In this post, using the example of Burton L. Mack, I'll show how the Q document is unjustifiably misused by anti-Christian scholars in order to deny the traditional view of Jesus. You'll see that a large part of the belief that "Q" provides an antidote against the traditional view of Jesus is based on bad scholarship, illogical thinking, hidden anti-Christian assumptions, wishful thinking and a negative use of the criteria of authenticity (specially of the criterion of date which is misused as a necessary criterion, not as a sufficient one).

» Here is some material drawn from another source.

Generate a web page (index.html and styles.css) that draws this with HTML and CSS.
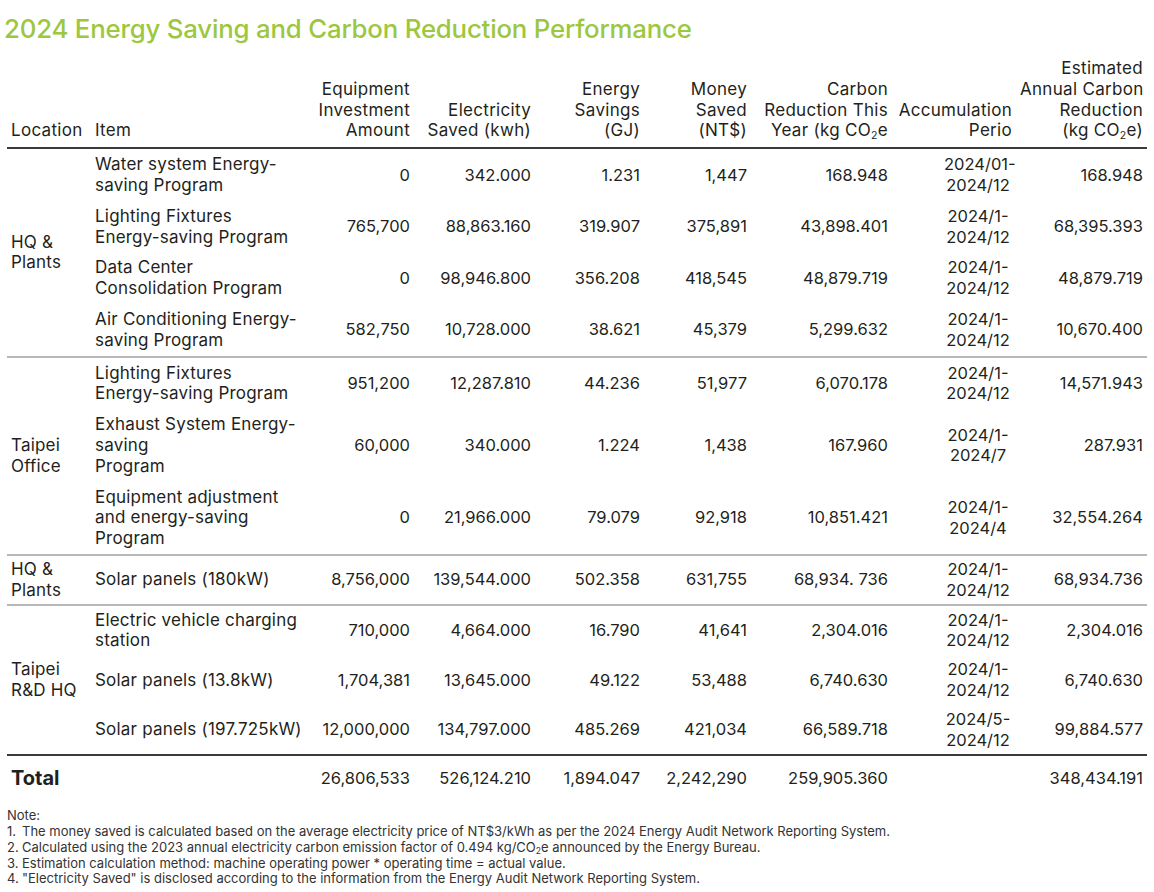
FILE: index.html
```html
<!DOCTYPE html>
<html lang="en">
<head>
<meta charset="utf-8">
<title>2024 Energy Saving and Carbon Reduction Performance</title>
<link rel="stylesheet" href="styles.css">
</head>
<body>
<div class="page">
  <h1 class="title">2024 Energy Saving and Carbon Reduction Performance</h1>
  <table class="perf">
    <colgroup>
      <col class="c-loc"><col class="c-item"><col class="c-inv"><col class="c-elec"><col class="c-gj">
      <col class="c-money"><col class="c-carbon"><col class="c-accum"><col class="c-est">
    </colgroup>
    <thead>
      <tr>
        <th class="left">Location</th>
        <th class="left">Item</th>
        <th>Equipment<br>Investment<br>Amount</th>
        <th>Electricity<br>Saved (kwh)</th>
        <th>Energy<br>Savings<br>(GJ)</th>
        <th>Money<br>Saved<br>(NT$)</th>
        <th>Carbon<br>Reduction This<br>Year (kg CO<sub>2</sub>e</th>
        <th>Accumulation<br>Perio</th>
        <th>Estimated<br>Annual Carbon<br>Reduction<br>(kg CO<sub>2</sub>e)</th>
      </tr>
    </thead>
    <tbody class="group">
      <tr>
        <td class="loc" rowspan="4">HQ &amp;<br>Plants</td>
        <td class="item">Water system Energy-<br>saving Program</td>
        <td>0</td><td>342.000</td><td>1.231</td><td>1,447</td><td>168.948</td>
        <td class="date">2024/01-<br>2024/12</td><td>168.948</td>
      </tr>
      <tr>
        <td class="item">Lighting Fixtures<br>Energy-saving Program</td>
        <td>765,700</td><td>88,863.160</td><td>319.907</td><td>375,891</td><td>43,898.401</td>
        <td class="date">2024/1-<br>2024/12</td><td>68,395.393</td>
      </tr>
      <tr>
        <td class="item">Data Center<br>Consolidation Program</td>
        <td>0</td><td>98,946.800</td><td>356.208</td><td>418,545</td><td>48,879.719</td>
        <td class="date">2024/1-<br>2024/12</td><td>48,879.719</td>
      </tr>
      <tr>
        <td class="item">Air Conditioning Energy-<br>saving Program</td>
        <td>582,750</td><td>10,728.000</td><td>38.621</td><td>45,379</td><td>5,299.632</td>
        <td class="date">2024/1-<br>2024/12</td><td>10,670.400</td>
      </tr>
    </tbody>
    <tbody class="group">
      <tr>
        <td class="loc" rowspan="3">Taipei<br>Office</td>
        <td class="item">Lighting Fixtures<br>Energy-saving Program</td>
        <td>951,200</td><td>12,287.810</td><td>44.236</td><td>51,977</td><td>6,070.178</td>
        <td class="date">2024/1-<br>2024/12</td><td>14,571.943</td>
      </tr>
      <tr>
        <td class="item">Exhaust System Energy-<br>saving<br>Program</td>
        <td>60,000</td><td>340.000</td><td>1.224</td><td>1,438</td><td>167.960</td>
        <td class="date">2024/1-<br>2024/7</td><td>287.931</td>
      </tr>
      <tr>
        <td class="item">Equipment adjustment<br>and energy-saving<br>Program</td>
        <td>0</td><td>21,966.000</td><td>79.079</td><td>92,918</td><td>10,851.421</td>
        <td class="date">2024/1-<br>2024/4</td><td>32,554.264</td>
      </tr>
    </tbody>
    <tbody class="group single">
      <tr>
        <td class="loc">HQ &amp;<br>Plants</td>
        <td class="item">Solar panels (180kW)</td>
        <td>8,756,000</td><td>139,544.000</td><td>502.358</td><td>631,755</td><td>68,934. 736</td>
        <td class="date">2024/1-<br>2024/12</td><td>68,934.736</td>
      </tr>
    </tbody>
    <tbody class="group tight last">
      <tr>
        <td class="loc" rowspan="3">Taipei<br>R&amp;D HQ</td>
        <td class="item">Electric vehicle charging<br>station</td>
        <td>710,000</td><td>4,664.000</td><td>16.790</td><td>41,641</td><td>2,304.016</td>
        <td class="date">2024/1-<br>2024/12</td><td>2,304.016</td>
      </tr>
      <tr>
        <td class="item">Solar panels (13.8kW)</td>
        <td>1,704,381</td><td>13,645.000</td><td>49.122</td><td>53,488</td><td>6,740.630</td>
        <td class="date">2024/1-<br>2024/12</td><td>6,740.630</td>
      </tr>
      <tr>
        <td class="item">Solar panels (197.725kW)</td>
        <td>12,000,000</td><td>134,797.000</td><td>485.269</td><td>421,034</td><td>66,589.718</td>
        <td class="date">2024/5-<br>2024/12</td><td>99,884.577</td>
      </tr>
    </tbody>
    <tfoot>
      <tr>
        <td class="total-label" colspan="2">Total</td>
        <td>26,806,533</td><td>526,124.210</td><td>1,894.047</td><td>2,242,290</td><td>259,905.360</td>
        <td></td><td>348,434.191</td>
      </tr>
    </tfoot>
  </table>
  <div class="notes">
    <p class="note-head">Note:</p>
    <ol class="note-list">
      <li><span class="num">1.</span><span class="txt">The money saved is calculated based on the average electricity price of NT$3/kWh as per the 2024 Energy Audit Network Reporting System.</span></li>
      <li><span class="num">2.</span><span class="txt">Calculated using the 2023 annual electricity carbon emission factor of 0.494 kg/CO<sub>2</sub>e announced by the Energy Bureau.</span></li>
      <li><span class="num">3.</span><span class="txt">Estimation calculation method: machine operating power * operating time = actual value.</span></li>
      <li><span class="num">4.</span><span class="txt">"Electricity Saved" is disclosed according to the information from the Energy Audit Network Reporting System.</span></li>
    </ol>
  </div>
</div>
</body>
</html>
```

FILE: styles.css
```css
* { box-sizing: border-box; }

html, body {
  margin: 0;
  padding: 0;
  background: #ffffff;
}

body {
  font-family: "Inter", "Liberation Sans", sans-serif;
  color: #231f20;
}

.page {
  padding: 0 7px;
}

.title {
  margin: 14px 0 0 -3px;
  font-size: 25.8px;
  line-height: 30px;
  font-weight: 500;
  color: #9cc73f;
  letter-spacing: -0.2px;
}

.perf {
  width: 1140px;
  margin-top: 14px;
  border-collapse: collapse;
  table-layout: fixed;
  font-size: 16.5px;
  line-height: 20.8px;
}

.c-loc { width: 84px; }
.c-item { width: 212px; }
.c-inv { width: 111px; }
.c-elec { width: 121px; }
.c-gj { width: 109px; }
.c-money { width: 107px; }
.c-carbon { width: 141px; }
.c-accum { width: 124px; }
.c-est { width: 131px; }

.perf th {
  font-size: 17px;
  letter-spacing: 0.3px;
  font-weight: 400;
  text-align: right;
  vertical-align: bottom;
  padding: 0 4px 6px 4px;
  white-space: nowrap;
  border-bottom: 2px solid #3a3a3a;
}

.perf th.left { text-align: left; }

.perf sub {
  font-size: 0.62em;
  line-height: 0;
  vertical-align: -0.25em;
}

.perf td {
  text-align: right;
  vertical-align: middle;
  padding: 5px 4px;
  white-space: nowrap;
}

.perf td.loc,
.perf td.item {
  text-align: left;
  font-size: 17px;
  letter-spacing: 0.2px;
}

.perf td.date {
  text-align: center;
  padding-left: 52px;
}

.group { border-bottom: 2px solid #b8b8b8; }
.group.last { border-bottom: 2px solid #3a3a3a; }
.tight td { padding-top: 4px; padding-bottom: 4px; }
.single td { padding-top: 3px; padding-bottom: 3px; }

.perf tfoot td {
  padding: 12px 4px 12px 4px;
}

.perf td.total-label {
  text-align: left;
  font-weight: 700;
  font-size: 20px;
}

.notes {
  margin-top: 7px;
  font-size: 13px;
  line-height: 15.8px;
  color: #333333;
}

.note-head { margin: 0; }

.note-list {
  list-style: none;
  margin: 0;
  padding: 0;
}

.note-list li {
  display: flex;
}

.note-list .num {
  width: 15px;
  flex: none;
}

.notes sub {
  font-size: 0.65em;
  line-height: 0;
  vertical-align: -0.2em;
}
```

In his book The Lost Gospel: The Book of Q and the Christian origins, Q scholar Burton Mack wrote this:

"The first followeres of Jesus did not known about or imagine any of the dramatic events upon which the narrative gospels hinge. These includes the baptism of Jesus; his conflict with Jewish authorities and their plot to kill him; Jesus' instruction to the disciples; Jesus' transfiguration, march to Jerusalem, last supper, trial, and crucifixion as the King of Jews; and finally, his resurrection from the dead and the stories of the empty tomb. All of these events must and can be accounted for mythmaking in the Jesus movements, with a little of help from the martyrology of Christ, in the period adter the Roman-Jewish war. Thus the story of Q demostrates that the narrative gospels have no claim as historical accounts" (p.247)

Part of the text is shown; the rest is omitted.